The Fluss source supports pushdown count aggregation for the log table in batch mode. It is useful to preview the total number of the log table;

Flink SQL
-- Execute the flink job in batch mode for current session context
SET 'execution.runtime-mode' = 'batch';
Flink SQL
SET 'sql-client.execution.result-mode' = 'tableau';
Flink SQL
SELECT COUNT(*) FROM log_table;

Read Options

Start Reading Position

The config option scan.startup.mode enables you to specify the starting point for data consumption. Fluss currently supports the following scan.startup.mode options:

  • full (default): For primary key tables, it first consumes the full data set and then consumes incremental data. For log tables, it starts consuming from the earliest offset.
  • earliest: For primary key tables, it starts consuming from the earliest changelog offset; for log tables, it starts consuming from the earliest log offset.
  • latest: For primary key tables, it starts consuming from the latest changelog offset; for log tables, it starts consuming from the latest log offset.
  • timestamp: For primary key tables, it starts consuming the changelog from a specified time (defined by the configuration item scan.startup.timestamp); for log tables, it starts consuming from the offset corresponding to the specified time.

You can dynamically apply the scan parameters via SQL hints.
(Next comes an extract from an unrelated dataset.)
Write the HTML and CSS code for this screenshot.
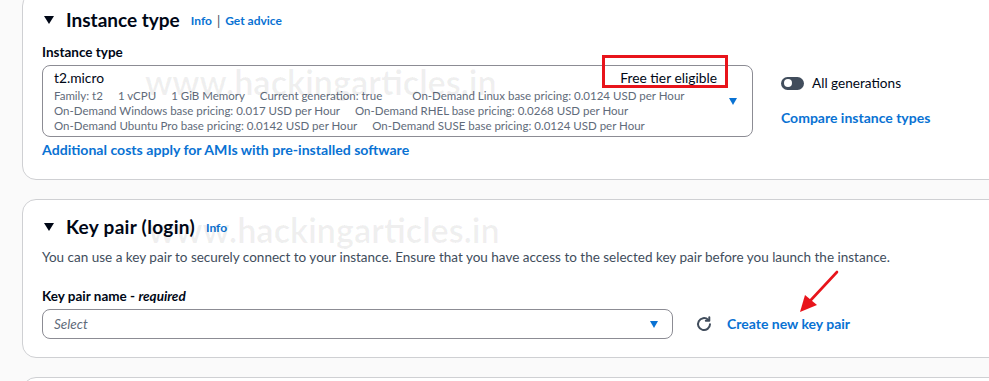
FILE: index.html
```html
<!DOCTYPE html>
<html lang="en">
<head>
<meta charset="utf-8">
<title>Launch instance</title>
<link rel="stylesheet" href="styles.css">
</head>
<body>
<div class="page">
  <section class="card card-first">
    <div class="card-head">
      <span class="tri"></span>
      <h2 class="card-title">Instance type</h2>
      <a class="info">Info</a>
      <span class="sep">|</span>
      <a class="info">Get advice</a>
    </div>
    <div class="field-label">Instance type</div>
    <div class="row row-instance">
      <div class="select select-tall">
        <div class="opt-main">
          <span class="opt-title">t2.micro</span>
          <span class="opt-tag">Free tier eligible<span class="red-box"></span></span>
        </div>
        <div class="opt-detail">
          <div class="detail-line"><span>Family: t2</span><span>1 vCPU</span><span>1 GiB Memory</span><span>Current generation: true</span><span class="wide-gap">On-Demand Linux base pricing: 0.0124 USD per Hour</span></div>
          <div class="detail-line"><span>On-Demand Windows base pricing: 0.017 USD per Hour</span><span>On-Demand RHEL base pricing: 0.0268 USD per Hour</span></div>
          <div class="detail-line"><span>On-Demand Ubuntu Pro base pricing: 0.0142 USD per Hour</span><span>On-Demand SUSE base pricing: 0.0124 USD per Hour</span></div>
        </div>
        <span class="caret caret-tall"></span>
      </div>
      <div class="side">
        <div class="toggle-row"><span class="toggle"><span class="knob"></span></span><span>All generations</span></div>
        <a class="link-bold compare">Compare instance types</a>
      </div>
    </div>
    <a class="link-bold extra">Additional costs apply for AMIs with pre-installed software</a>
  </section>

  <section class="card card-second">
    <div class="card-head">
      <span class="tri"></span>
      <h2 class="card-title">Key pair (login)</h2>
      <a class="info">Info</a>
    </div>
    <p class="desc">You can use a key pair to securely connect to your instance. Ensure that you have access to the selected key pair before you launch the instance.</p>
    <div class="field-label label-key">Key pair name - <em>required</em></div>
    <div class="row row-key">
      <div class="select select-key">
        <span class="placeholder">Select</span>
        <span class="caret"></span>
      </div>
      <svg class="refresh" viewBox="0 0 16 16" width="16" height="16" aria-hidden="true">
        <path d="M14 8.2A6 6 0 1 1 12.1 3.7" fill="none" stroke="#414d5c" stroke-width="2" stroke-linecap="round"/>
        <path d="M13.3 1.2V4.7H9.8" fill="none" stroke="#414d5c" stroke-width="2" stroke-linecap="round" stroke-linejoin="round"/>
      </svg>
      <a class="link-bold">Create new key pair</a>
    </div>
  </section>

  <section class="card card-third"></section>
</div>

<div class="watermark wm-one">www.hackingarticles.in</div>
<div class="watermark wm-two">www.hackingarticles.in</div>

<svg class="red-arrow" viewBox="0 0 44 46" width="44" height="46" aria-hidden="true">
  <line x1="40" y1="2" x2="13" y2="31" stroke="#e8141b" stroke-width="2.6" stroke-linecap="round"/>
  <polygon points="3,42 8,25 20,35" fill="#e8141b"/>
</svg>
</body>
</html>
```
FILE: styles.css
```css
html, body {
  margin: 0;
  padding: 0;
  overflow: hidden;
  background: #fafafa;
}

body {
  font-family: Lato, "Open Sans", Arial, sans-serif;
  color: #000716;
  width: 989px;
  height: 381px;
  position: relative;
}

.page {
  padding-left: 22px;
  width: 1000px;
}

.card {
  background: #ffffff;
  border: 1px solid #cfd0d3;
  border-radius: 14px;
  padding: 15px 20px 20px 19px;
}

.card-first {
  margin-top: -8px;
}

.card-second {
  margin-top: 19px;
  padding-bottom: 18px;
}

.card-third {
  margin-top: 19px;
  height: 60px;
  padding: 0;
}

.card-head {
  display: flex;
  align-items: center;
  height: 24px;
}

.tri {
  width: 0;
  height: 0;
  border-left: 5.5px solid transparent;
  border-right: 5.5px solid transparent;
  border-top: 8px solid #000716;
  margin-left: 2px;
  margin-right: 12px;
}

.card-title {
  margin: 0;
  font-size: 19px;
  font-weight: 700;
  line-height: 24px;
}

.card-second .card-title {
  letter-spacing: 0.3px;
}

.info {
  color: #0972d3;
  font-size: 12px;
  font-weight: 700;
  line-height: 24px;
  margin-left: 11px;
  padding-top: 2px;
}

.sep {
  font-size: 13px;
  color: #414d5c;
  margin-left: 5px;
  padding-top: 1px;
}

.sep + .info {
  margin-left: 5px;
}

.field-label {
  font-size: 13.5px;
  font-weight: 700;
  line-height: 18px;
  margin-top: 11px;
}

.field-label em {
  font-style: italic;
}

.row {
  display: flex;
  align-items: flex-start;
}

.row-instance {
  margin-top: 4px;
}

.select {
  position: relative;
  box-sizing: border-box;
  border: 1px solid #8c8c94;
  border-radius: 8px;
  background: #fff;
}

.select-tall {
  width: 711px;
  padding: 3px 36px 3px 11px;
}

.opt-main {
  display: flex;
  justify-content: space-between;
  line-height: 18px;
  font-size: 13.8px;
}

.opt-tag {
  position: relative;
  font-size: 13.8px;
  margin-right: -1px;
}

.red-box {
  position: absolute;
  left: -18px;
  right: -11px;
  top: -14px;
  bottom: -1px;
  border: 3px solid #e8141b;
}

.opt-detail {
  margin-top: 1px;
  font-size: 11.5px;
  line-height: 15px;
  color: #5f6b7a;
}

.detail-line {
  display: flex;
  gap: 15px;
  white-space: nowrap;
}

.wide-gap {
  margin-left: 15px;
}

.caret {
  position: absolute;
  width: 0;
  height: 0;
  border-left: 4.5px solid transparent;
  border-right: 4.5px solid transparent;
  border-top: 7px solid #0972d3;
  right: 14px;
  top: 50%;
  margin-top: -3px;
}

.caret-tall {
  right: 15px;
}

.side {
  margin-left: 28px;
  padding-top: 9px;
  display: flex;
  flex-direction: column;
}

.toggle-row {
  display: flex;
  align-items: center;
  gap: 8px;
  font-size: 13.6px;
  line-height: 18px;
}

.toggle {
  display: inline-block;
  width: 23px;
  height: 13px;
  border-radius: 7px;
  background: #414d5c;
  position: relative;
}

.knob {
  position: absolute;
  left: 3px;
  top: 2.5px;
  width: 8px;
  height: 8px;
  border-radius: 50%;
  background: #fff;
}

.link-bold {
  color: #0972d3;
  font-weight: 700;
  font-size: 14px;
  line-height: 18px;
  display: block;
}

.compare {
  margin-top: 17px;
}

.extra {
  margin-top: 4px;
  font-size: 14.1px;
}

.desc {
  margin: 9px 0 0;
  font-size: 13.5px;
  line-height: 18px;
  color: #414d5c;
  white-space: nowrap;
}

.label-key {
  margin-top: 21px;
}

.row-key {
  margin-top: 4px;
  align-items: center;
}

.select-key {
  width: 631px;
  height: 30px;
  padding: 0 11px;
  display: flex;
  align-items: center;
}

.placeholder {
  font-style: italic;
  color: #5f6b7a;
  font-size: 13.5px;
}

.select-key .caret {
  right: 14px;
}

.refresh {
  margin-left: 23px;
  flex: none;
}

.row-key .link-bold {
  margin-left: 15px;
}

.watermark {
  position: absolute;
  font-family: Lato, "Open Sans", sans-serif;
  font-weight: 700;
  font-size: 34px;
  line-height: 40px;
  color: rgba(0, 0, 0, 0.06);
  white-space: nowrap;
  pointer-events: none;
}

.wm-one {
  left: 145px;
  top: 62px;
}

.wm-two {
  left: 148px;
  top: 210px;
}

.red-arrow {
  position: absolute;
  left: 797px;
  top: 270px;
}
```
For instance, the following SQL statement temporarily sets the scan.startup.mode to latest when consuming the log_table table.

Flink SQL
SELECT * FROM log_table /*+ OPTIONS('scan.startup.mode' = 'latest') */;

Also, the following SQL statement temporarily sets the scan.startup.mode to timestamp when consuming the log_table table.

Flink SQL
-- timestamp mode with microseconds.
SELECT * FROM log_table
/*+ OPTIONS('scan.startup.mode' = 'timestamp',
'scan.startup.timestamp' = '1678883047356') */;
Flink SQL
-- timestamp mode with a time string format
SELECT * FROM log_table
/*+ OPTIONS('scan.startup.mode' = 'timestamp',
'scan.startup.timestamp' = '2023-12-09 23:09:12') */;